Why you've got to check out today's episode
1. Learn why editing while writing can derail your creative flow.
2. Discover the secret to embracing your unique writing rhythm.
3. Get expert advice on building your author platform.
4. Unlock a free resource to kickstart your book-writing journey.
5. Understand how writing can channel your inner creativity.
Join Nikki Starcat Shields, an author and book midwife, as she shares powerful writing tips to help solopreneurs turn their book ideas into reality. Learn to align with your creative flow, build your author platform, and avoid common pitfalls. Don’t miss her free resource: Write the Damn Book!
02:24 Ideal Client:
Entrepreneurs, healers, and creatives with great book ideas but lacking confidence, time, or skills.
02:50 Problem Solved:
People with great book ideas who struggle to find the time, confidence, or skills needed to bring their vision to life are guided to overcome these challenges and create the book they’ve always wanted.
03:45 Valuable Free Action (VFA):
Stop editing while writing—let your creativity flow freely first.
05:20 Valuable Productive Action (VPA):
Track your creative rhythms to maximize productivity.
10:50 Valuable Free Resource (VFR):
Write the Damn Book guide—available free on Nikki’s website.
(Note, this was transcribed using transcription software and may not fully reflect the exact words used in the podcast)
Welcome to the Goalbusters Expert Peak Productivity Tips podcast, where top business experts get just seven minutes to answer five rapid fire questions about what they do and how they stay productive.
Each episode is packed with actionable insights to help boost your efficiency and achieve your goals. Let's dive in and unlock the secrets to peak performance.
00:22 ROBIN
Well hello, everyone. My name is Robin J. Emdon, and I'm the creator of the GetResultsology system and an accountability coach. I help people harness productivity to achieve meaningful results, increase income, grow their business, and create success that resonates with their authentic selves.
My guest today is Nikki Starcat Shields. Nicky is an author, book midwife, and transformational writing retreat leader. Nicky integrates spirituality into her daily life and creativity.
She has authored six nonfiction books and is currently crafting a contemporary fantasy series.

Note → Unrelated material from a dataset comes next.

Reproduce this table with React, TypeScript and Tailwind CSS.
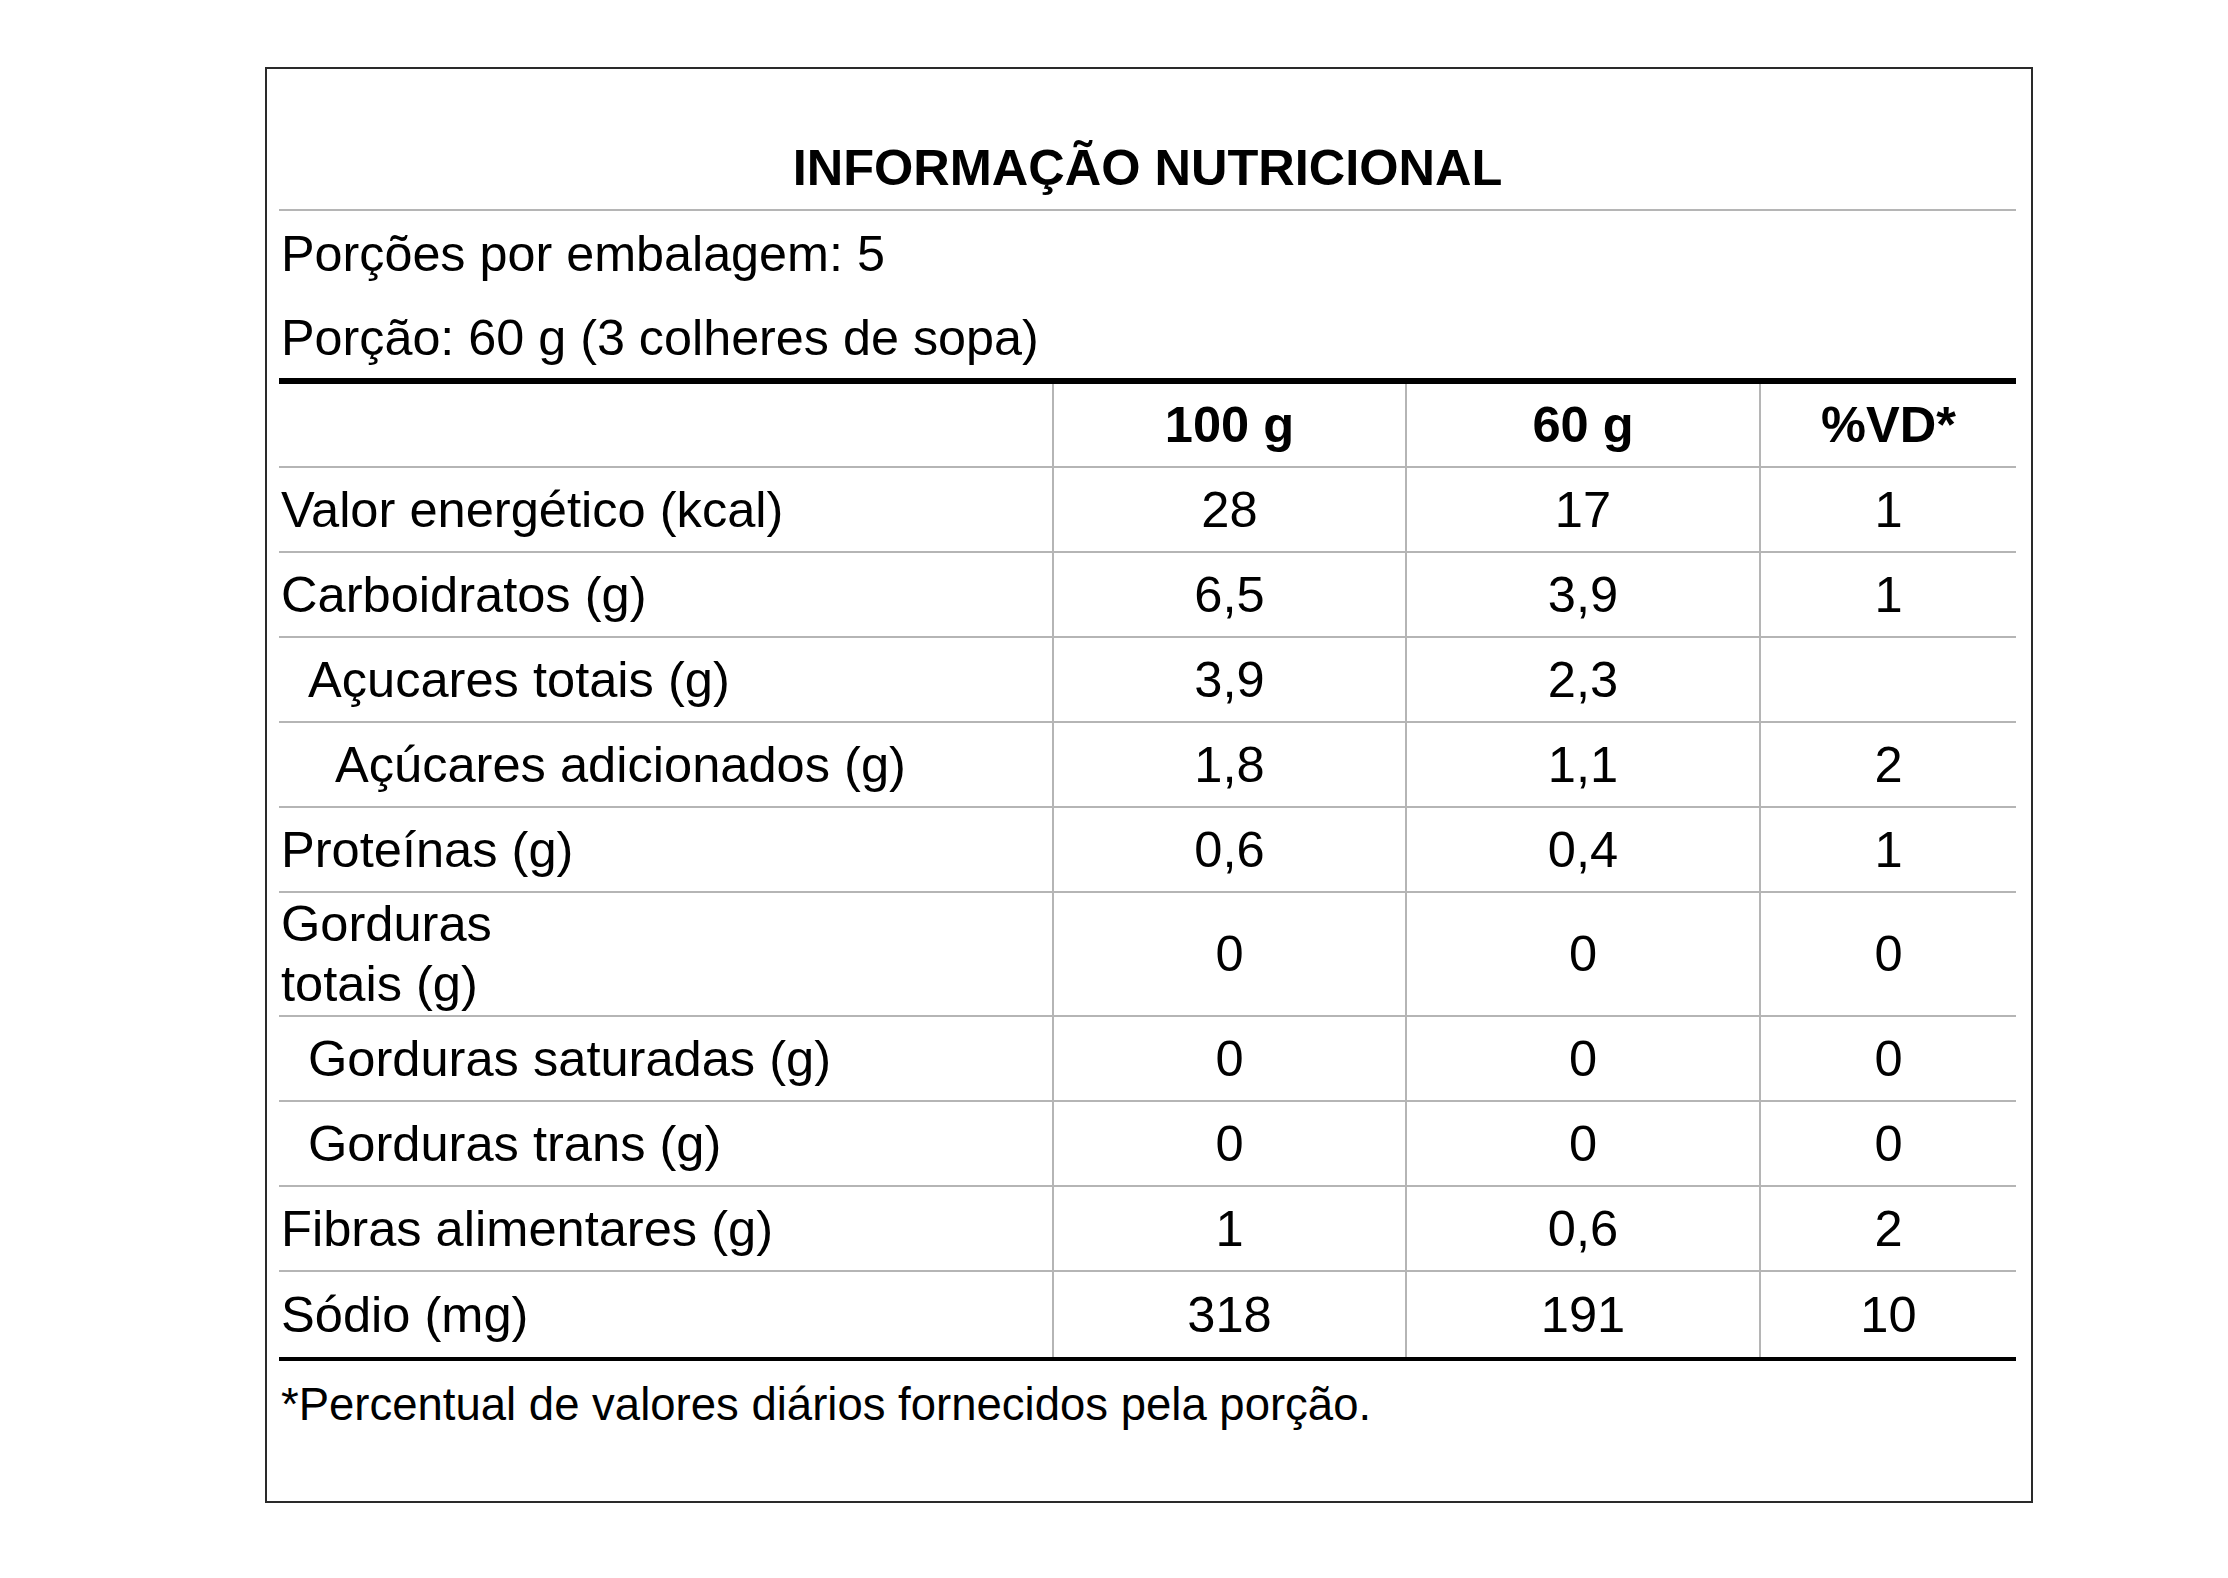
import React from "react";

type Row = {
  label: React.ReactNode;
  indent?: 0 | 1 | 2;
  a: string;
  b: string;
  vd: string;
  tall?: boolean;
};

const rows: Row[] = [
  { label: "Valor energético (kcal)", a: "28", b: "17", vd: "1" },
  { label: "Carboidratos (g)", a: "6,5", b: "3,9", vd: "1" },
  { label: "Açucares totais (g)", indent: 1, a: "3,9", b: "2,3", vd: "" },
  { label: "Açúcares adicionados (g)", indent: 2, a: "1,8", b: "1,1", vd: "2" },
  { label: "Proteínas (g)", a: "0,6", b: "0,4", vd: "1" },
  {
    label: (
      <>
        Gorduras
        <br />
        totais (g)
      </>
    ),
    a: "0",
    b: "0",
    vd: "0",
    tall: true,
  },
  { label: "Gorduras saturadas (g)", indent: 1, a: "0", b: "0", vd: "0" },
  { label: "Gorduras trans (g)", indent: 1, a: "0", b: "0", vd: "0" },
  { label: "Fibras alimentares (g)", a: "1", b: "0,6", vd: "2" },
  { label: "Sódio (mg)", a: "318", b: "191", vd: "10" },
];

const indentClass = ["pl-[2px]", "pl-[29px]", "pl-[56px]"];

export default function App() {
  return (
    <div className="min-h-screen bg-white pt-[67px] pl-[265px] font-['Liberation_Sans',Arial,sans-serif] text-black">
      <div className="w-[1768px] h-[1436px] border-2 border-[#2a2a2a] pl-[12px] pr-[15px]">
        <h1 className="pt-[69px] pb-[11px] border-b-2 border-[#b5b5b5] text-center text-[50.5px] leading-[60px] font-bold">
          INFORMAÇÃO NUTRICIONAL
        </h1>
        <div className="h-[85px] flex items-center pl-[2px] text-[50.3px] leading-[60px]">
          Porções por embalagem: 5
        </div>
        <div className="h-[82px] pt-[12px] pl-[2px] text-[50.3px] leading-[60px]">
          Porção: 60 g (3 colheres de sopa)
        </div>

        <div className="border-t-[6px] border-b-4 border-black grid grid-cols-[773px_353px_354px_257px] text-[50.6px] leading-[60px]">
          <div className="h-[84px] border-b-2 border-[#b5b5b5]" />
          <div className="h-[84px] border-b-2 border-l-2 border-[#b5b5b5] flex items-center justify-center font-bold">
            100 g
          </div>
          <div className="h-[84px] border-b-2 border-l-2 border-[#b5b5b5] flex items-center justify-center font-bold">
            60 g
          </div>
          <div className="h-[84px] border-b-2 border-l-2 border-[#b5b5b5] flex items-center justify-center font-bold">
            %VD*
          </div>

          {rows.map((r, i) => {
            const last = i === rows.length - 1;
            const h = r.tall ? "h-[124px]" : "h-[85px]";
            const line = last ? "" : "border-b-2";
            return (
              <React.Fragment key={i}>
                <div className={`${h} ${line} border-[#b5b5b5] flex items-center ${indentClass[r.indent ?? 0]}`}>
                  <span>{r.label}</span>
                </div>
                <div className={`${h} ${line} border-l-2 border-[#b5b5b5] flex items-center justify-center`}>
                  {r.a}
                </div>
                <div className={`${h} ${line} border-l-2 border-[#b5b5b5] flex items-center justify-center`}>
                  {r.b}
                </div>
                <div className={`${h} ${line} border-l-2 border-[#b5b5b5] flex items-center justify-center`}>
                  {r.vd}
                </div>
              </React.Fragment>
            );
          })}
        </div>

        <p className="pt-[14px] pl-[2px] text-[45.5px] leading-[60px]">
          *Percentual de valores diários fornecidos pela porção.
        </p>
      </div>
    </div>
  );
}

With a passion for helping others bring their heartfelt stories to life, Nikki specializes in guiding writers to create engaging books that reflect their unique voices.
She's also dedicated to helping authors thrive by aligning their creative pursuits with their true priorities.
Nikki enjoys life with her family, cats, yoga, reading, and the magic of the ocean.
Welcome, Nikki.
NIKKI
Thank you. So glad to be here.
ROBIN
Yeah. I'm so glad you're here too. And where are you? Where is this ocean? Or where whereabouts in the world are you?
NIKKI
I'm in Southern Maine in the United States.
ROBIN
Oh, wow. So you've got Thanksgiving coming up tomorrow. I heard that's quite a big event for you guys. Just another working day for me though
NIKKI
We're having nineteen folks over for dinner.
ROBIN
Nineteen!
I think I'm having the cat. I have a cat that visits. That's about it.
Oh, that sounds fabulous. So thank you so much because it's obviously Thanksgiving eve when we're recording this. So thank you so much for giving up your time to do this today. So shall we crack on then if I start the clock and I'll start asking the five questions in seven minutes?
NIKKI
Let's do it.
ROBIN
Okay. So let's get the clock going.
There it goes. Nikki, could you please tell us who is your ideal client?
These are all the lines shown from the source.